Il en conclut que toute appréciation en Bourse au deuxième trimestre devrait servir à vendre des actions surtout aux États-Unis.
«Avec conviction, nous continuons de prévoir des bénéfices stables pour le S&P 500 en 2019. Le risque de deux trimestres de déclin n’est pas écarté parce que la croissance des ventes des entreprises ralentit au moment où les coûts de main-d’œuvre et le dollar américain augmentent», poursuit-il.
L’ensemble des analystes prévoient une hausse de 3,1% des profits en 2019, mais ils abaissent encore leurs prévisions.

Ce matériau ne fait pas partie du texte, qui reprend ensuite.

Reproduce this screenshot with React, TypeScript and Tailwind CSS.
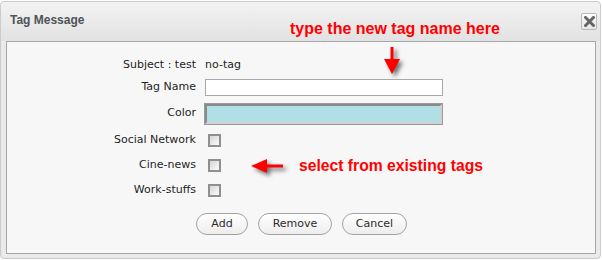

«Le principal risque à notre posture défensive est que l’évaluation des actions américaines continue d’enfler. Si c’était le cas, une cassure n’en serait que reportée et amplifiée», évoque-t-il.
Tant que les taux repères américains de 10 ans resteront au-dessus de leur plancher de 2,3% du mois de mars, le stratège se dit tout de même à l’aise à capter les gains qui restent aux États-Unis.
Mais si les taux retombaient sous cette marque, ce serait un signal que la croissance économique et des profits est en danger.
Des paris inquiétants
À plus court terme. M. Roberge se méfie des spéculateurs qui sont nombreux à miser contre l’indice de volatilité VIX.
À l’automne 2017, des paris similaires avaient été suivis d’une poussée de la volatilité au printemps 2018, raconte-t-il.
Lorsque la volatilité grimpe, les secteurs de la consommation de base, des services aux collectivités, des télécommunications et de la santé ainsi que et les fonds immobiliers offrent une bonne protection.
À l’inverse, les secteurs industriel, de la technologie, et de la finance performent le mieux lorsque la volatilité diminue.
Les épiciers et les assureurs canadiens, en bonne posture
Dans sa stratégie sectorielle du mois, M. Roberge préfère l’énergie, l’or, les constructeurs américains de maisons, les épiciers canadiens, les sociétés américaines de la santé et les assureurs canadiens.
Dans le secteur de l’énergie, il s’attend à ce que la saison estivale du raffinage réduise le surplus de pétrole brut stocké.
Les constructeurs américains de maisons devraient poursuivre sur leur lancée récente grâce à la reprise des ventes de maisons neuves et existantes.
Les épiciers canadiens affichent une accélération de la croissance de leurs profits, gracieuseté de l’inflation alimentaire et d’un bon contrôle des dépenses de main-d’œuvre.
Les bons bénéfices devraient aider les assureurs canadiens à rejoindre en partie l’évaluation plus élevée des banques.
En revanche, les fabricants américains de machinerie lourde et de puces devraient être évités.
Les nouvelles commandes mondiales diminuent pour les premiers, prévient-il.
Quant aux fabricants de puces, leur sommet en Bourse semble aveugle à la chute des exportations de la Corée du Sud et du bond mondial des stocks de puces.